New York City’s public high school system — the nation’s largest — underwent a sweeping transformation during the first decade of the twenty-first century. At the start of the decade, students were routinely assigned to their zoned high schools, which often had thousands of students and were overcrowded and low-performing. By the 2007-2008 school year, some 23 large and midsize schools with graduation rates below 45 percent were closed or on their way to closing. Simultaneously, many new schools that were intended to serve high school-age students came into being, including almost 200 new small schools.

In a break with past practices, the majority of the new small schools accepted students at all levels of academic proficiency and thus were open to those who would likely have attended the closed schools. While the new small schools have various themes and educational philosophies, they share three objectives: to prepare their students for college; to ensure strong student-teacher relationships; and to combine learning with real-world examples both inside and outside the classroom.
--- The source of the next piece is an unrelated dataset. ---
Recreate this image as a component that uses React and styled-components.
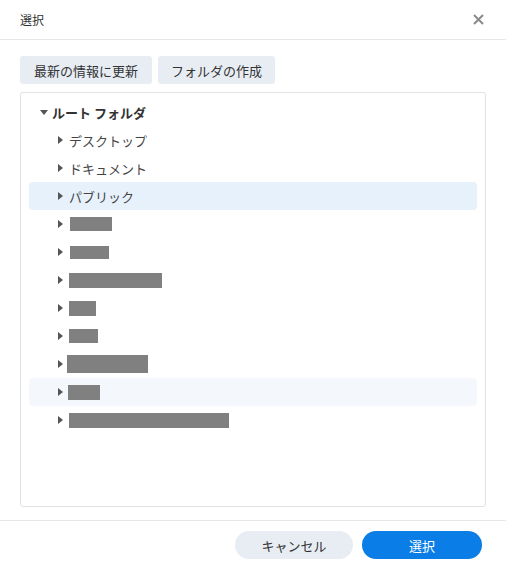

Concurrent with these changes in the supply of high schools, the City created a new system by which students exercised demand for them: school choice was extended to all incoming high school students in New York City — compelling rising ninth-graders to indicate up to 12 schools that they wanted to attend. A computerized process was then used to assign each student to his or her highest-ranked school with space available. While the introduction of choice affected all public high school students, most of the school closings and openings were concentrated in low-income, nonwhite areas of the Bronx and Brooklyn.

The scale and rapidity of the changes were grounded in the conviction of the New York City Department of Education, the Bill & Melinda Gates Foundation, and other key local stakeholders that small schools could more effectively meet the academic and socioemotional needs of disadvantaged students. With funding from the Gates Foundation, three reports are being released on the implementation of the City’s small school reforms.

This report, from MDRC, takes a broad view, looking at the ways in which New York City’s reform effort transformed the public high school landscape from 2002 to 2008 and describing the characteristics of the schools and students involved. It finds, among other things, that, by September 2007, the new small schools collectively served almost as many students as the closing schools had served in September 2002. And the students at the small, nonselective high schools across the five boroughs of New York City tend to be more disadvantaged than students attending other kinds of schools.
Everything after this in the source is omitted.